Schwarcz cita “Um Rio Chamado Atlântico” (ed. Nova Fronteira), de Alberto da Costa e Silva, que aponta que o turbante viajou da África para as Américas e das Américas para a África, onde disputaria território com os cabelos trançados, num movimento de fluxo e refluxo.
“As populações brancas, por sua situação, tiveram mais condições de apropriar do que de serem apropriadas. É inegável que estamos todos nos copiando, mas a cultura não é um terreno separado da política”, afirma. “Toda essa questão de apropriação cultural é politicamente relevante contanto que não gere censura.”
Um jovem de cabelos rastafári loiros, que não quis se identificar para evitar represálias virtuais, admite que o debate o fez refletir sobre seu estilo, ao qual diz ter aderido como homenagem aos negros e manifestação de rebeldia.
“Não posso carregar as bandeiras do movimento negro e o peso de sua história porque uso este cabelo. Não seria de verdade”, admite. “Mas também não vou mudar meu estilo por causa disso.”
A cantora Mahmundi diz não gostar da “divisão” que tem acompanhado a discussão. “Você acaba focando uma coisa muito específica como o turbante, e afastando as pessoas. Temos que lutar por igualdade de outra forma.”

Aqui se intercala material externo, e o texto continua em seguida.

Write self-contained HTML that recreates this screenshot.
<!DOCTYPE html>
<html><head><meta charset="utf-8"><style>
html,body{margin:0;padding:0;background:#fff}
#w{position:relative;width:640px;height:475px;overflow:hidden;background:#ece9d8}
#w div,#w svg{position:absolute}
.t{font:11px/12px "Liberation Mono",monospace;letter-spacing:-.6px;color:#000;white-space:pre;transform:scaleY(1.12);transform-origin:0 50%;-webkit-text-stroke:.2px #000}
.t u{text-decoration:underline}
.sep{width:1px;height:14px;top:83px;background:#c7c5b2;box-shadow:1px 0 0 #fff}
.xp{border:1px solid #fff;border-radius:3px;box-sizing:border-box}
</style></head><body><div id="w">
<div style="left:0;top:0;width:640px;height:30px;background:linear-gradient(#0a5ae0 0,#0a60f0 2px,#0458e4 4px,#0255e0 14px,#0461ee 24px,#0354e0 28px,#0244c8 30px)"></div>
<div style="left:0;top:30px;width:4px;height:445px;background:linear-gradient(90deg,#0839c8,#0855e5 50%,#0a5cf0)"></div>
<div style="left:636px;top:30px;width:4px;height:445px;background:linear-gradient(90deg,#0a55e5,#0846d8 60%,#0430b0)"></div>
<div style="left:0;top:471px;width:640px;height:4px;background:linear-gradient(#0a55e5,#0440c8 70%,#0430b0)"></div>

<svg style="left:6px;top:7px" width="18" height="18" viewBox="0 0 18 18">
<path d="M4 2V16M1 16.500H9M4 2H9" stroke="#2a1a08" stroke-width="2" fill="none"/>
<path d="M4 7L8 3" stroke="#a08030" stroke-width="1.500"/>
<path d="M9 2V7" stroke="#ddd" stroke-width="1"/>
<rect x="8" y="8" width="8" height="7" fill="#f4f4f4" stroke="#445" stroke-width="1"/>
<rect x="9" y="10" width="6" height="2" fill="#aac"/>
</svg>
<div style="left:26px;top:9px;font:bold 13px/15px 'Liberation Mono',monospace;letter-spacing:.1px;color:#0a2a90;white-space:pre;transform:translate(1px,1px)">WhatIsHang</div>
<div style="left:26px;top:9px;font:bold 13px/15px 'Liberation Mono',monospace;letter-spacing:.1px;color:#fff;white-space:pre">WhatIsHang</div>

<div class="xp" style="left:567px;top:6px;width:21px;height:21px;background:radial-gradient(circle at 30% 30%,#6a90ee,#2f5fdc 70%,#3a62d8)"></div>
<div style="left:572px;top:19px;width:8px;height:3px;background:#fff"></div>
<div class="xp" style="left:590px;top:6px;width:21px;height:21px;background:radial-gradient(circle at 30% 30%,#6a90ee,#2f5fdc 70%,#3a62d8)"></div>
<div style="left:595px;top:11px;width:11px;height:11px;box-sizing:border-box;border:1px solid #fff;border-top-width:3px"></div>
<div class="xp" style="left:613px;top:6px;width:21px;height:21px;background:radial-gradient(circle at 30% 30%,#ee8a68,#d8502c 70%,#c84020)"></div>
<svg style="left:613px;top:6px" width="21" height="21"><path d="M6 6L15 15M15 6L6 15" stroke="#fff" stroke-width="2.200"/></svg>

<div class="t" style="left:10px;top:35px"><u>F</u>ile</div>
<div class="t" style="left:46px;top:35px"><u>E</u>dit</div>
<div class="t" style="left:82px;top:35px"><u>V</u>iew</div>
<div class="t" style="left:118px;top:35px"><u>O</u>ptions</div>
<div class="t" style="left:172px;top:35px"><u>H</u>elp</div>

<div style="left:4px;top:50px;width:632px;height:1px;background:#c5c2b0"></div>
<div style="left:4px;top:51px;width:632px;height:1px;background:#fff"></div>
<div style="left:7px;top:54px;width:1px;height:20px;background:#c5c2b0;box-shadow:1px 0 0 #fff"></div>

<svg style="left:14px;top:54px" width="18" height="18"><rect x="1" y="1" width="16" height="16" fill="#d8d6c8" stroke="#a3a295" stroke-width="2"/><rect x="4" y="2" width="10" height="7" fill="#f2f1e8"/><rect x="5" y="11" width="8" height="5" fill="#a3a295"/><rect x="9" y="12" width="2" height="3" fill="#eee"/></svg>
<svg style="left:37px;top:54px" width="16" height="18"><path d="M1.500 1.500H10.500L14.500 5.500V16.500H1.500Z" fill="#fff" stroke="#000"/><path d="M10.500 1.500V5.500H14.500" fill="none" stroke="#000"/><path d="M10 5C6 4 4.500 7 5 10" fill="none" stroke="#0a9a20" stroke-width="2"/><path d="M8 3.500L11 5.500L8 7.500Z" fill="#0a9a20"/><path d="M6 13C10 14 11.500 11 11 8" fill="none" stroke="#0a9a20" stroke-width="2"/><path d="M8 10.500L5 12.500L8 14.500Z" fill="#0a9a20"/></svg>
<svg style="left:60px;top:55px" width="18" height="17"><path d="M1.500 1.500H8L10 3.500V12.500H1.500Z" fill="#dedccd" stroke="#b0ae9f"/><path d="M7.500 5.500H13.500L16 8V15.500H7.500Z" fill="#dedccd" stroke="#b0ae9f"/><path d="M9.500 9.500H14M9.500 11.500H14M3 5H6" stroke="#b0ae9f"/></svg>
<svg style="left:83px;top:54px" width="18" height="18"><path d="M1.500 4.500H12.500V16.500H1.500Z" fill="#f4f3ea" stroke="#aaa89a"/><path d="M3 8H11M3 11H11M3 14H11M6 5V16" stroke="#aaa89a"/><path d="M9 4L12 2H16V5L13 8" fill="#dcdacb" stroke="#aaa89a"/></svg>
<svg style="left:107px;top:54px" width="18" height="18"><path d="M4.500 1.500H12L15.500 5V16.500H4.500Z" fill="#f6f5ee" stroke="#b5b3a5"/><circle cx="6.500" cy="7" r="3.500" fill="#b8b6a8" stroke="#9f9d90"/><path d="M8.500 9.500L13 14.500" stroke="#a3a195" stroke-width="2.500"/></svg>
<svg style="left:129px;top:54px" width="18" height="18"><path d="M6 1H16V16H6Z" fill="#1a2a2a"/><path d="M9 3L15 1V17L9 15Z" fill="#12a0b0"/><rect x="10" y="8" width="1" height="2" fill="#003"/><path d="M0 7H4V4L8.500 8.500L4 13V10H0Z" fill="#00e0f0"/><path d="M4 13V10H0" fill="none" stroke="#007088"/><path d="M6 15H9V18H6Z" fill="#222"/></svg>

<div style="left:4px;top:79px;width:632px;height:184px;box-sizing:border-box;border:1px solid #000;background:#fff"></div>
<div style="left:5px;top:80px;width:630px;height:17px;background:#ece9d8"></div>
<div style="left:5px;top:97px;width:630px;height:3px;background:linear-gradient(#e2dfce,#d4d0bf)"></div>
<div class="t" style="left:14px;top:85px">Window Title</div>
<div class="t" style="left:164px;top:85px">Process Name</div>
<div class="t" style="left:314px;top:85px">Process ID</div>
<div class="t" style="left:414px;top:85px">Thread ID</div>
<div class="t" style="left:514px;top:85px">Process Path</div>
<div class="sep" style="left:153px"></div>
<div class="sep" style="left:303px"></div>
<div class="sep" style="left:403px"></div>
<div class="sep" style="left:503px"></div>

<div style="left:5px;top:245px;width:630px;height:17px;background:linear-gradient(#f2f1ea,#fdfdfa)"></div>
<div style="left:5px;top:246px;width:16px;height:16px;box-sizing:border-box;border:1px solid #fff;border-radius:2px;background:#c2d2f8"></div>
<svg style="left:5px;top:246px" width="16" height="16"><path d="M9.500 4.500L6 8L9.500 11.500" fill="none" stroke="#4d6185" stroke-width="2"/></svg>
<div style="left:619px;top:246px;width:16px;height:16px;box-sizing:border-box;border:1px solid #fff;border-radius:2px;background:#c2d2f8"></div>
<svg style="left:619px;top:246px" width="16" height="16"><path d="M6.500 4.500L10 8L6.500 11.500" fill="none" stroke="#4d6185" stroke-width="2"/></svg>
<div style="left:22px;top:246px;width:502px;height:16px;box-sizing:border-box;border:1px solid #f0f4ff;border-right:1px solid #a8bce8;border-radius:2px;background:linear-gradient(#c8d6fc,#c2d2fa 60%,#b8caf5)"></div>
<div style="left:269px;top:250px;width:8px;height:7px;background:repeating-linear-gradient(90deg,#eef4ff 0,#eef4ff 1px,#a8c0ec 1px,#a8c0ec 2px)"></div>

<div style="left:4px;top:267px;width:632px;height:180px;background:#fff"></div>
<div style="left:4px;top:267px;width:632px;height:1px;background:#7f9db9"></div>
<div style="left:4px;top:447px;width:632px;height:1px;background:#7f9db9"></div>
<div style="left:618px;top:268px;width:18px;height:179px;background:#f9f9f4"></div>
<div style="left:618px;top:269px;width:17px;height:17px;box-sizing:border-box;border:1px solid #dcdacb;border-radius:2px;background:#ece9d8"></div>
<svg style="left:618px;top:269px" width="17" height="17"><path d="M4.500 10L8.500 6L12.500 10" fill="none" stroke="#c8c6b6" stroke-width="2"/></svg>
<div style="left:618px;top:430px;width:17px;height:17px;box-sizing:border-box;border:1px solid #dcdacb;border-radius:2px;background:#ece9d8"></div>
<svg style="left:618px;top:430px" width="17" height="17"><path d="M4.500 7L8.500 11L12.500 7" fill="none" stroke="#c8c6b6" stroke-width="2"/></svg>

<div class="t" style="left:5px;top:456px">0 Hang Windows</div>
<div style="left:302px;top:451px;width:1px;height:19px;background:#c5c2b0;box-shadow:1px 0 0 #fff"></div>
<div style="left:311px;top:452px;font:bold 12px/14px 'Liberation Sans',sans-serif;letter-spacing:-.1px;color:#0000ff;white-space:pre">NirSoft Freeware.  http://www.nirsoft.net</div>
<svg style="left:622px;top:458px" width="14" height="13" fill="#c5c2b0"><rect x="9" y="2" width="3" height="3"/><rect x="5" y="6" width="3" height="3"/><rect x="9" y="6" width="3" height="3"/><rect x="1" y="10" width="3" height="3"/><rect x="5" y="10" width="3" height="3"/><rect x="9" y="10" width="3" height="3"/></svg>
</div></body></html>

Para a ativista e editora de estilo Juliana Luna, que ministra workshops de turbante para mulheres negras e brancas, o caminho é informar e educar sobre a simbologia de certos elementos da cultura negra, gerando respeito. “O privilégio cega as pessoas e propaga o racismo e a ignorância. Mas podemos hackear isso em favor da nossa memória e cultura.”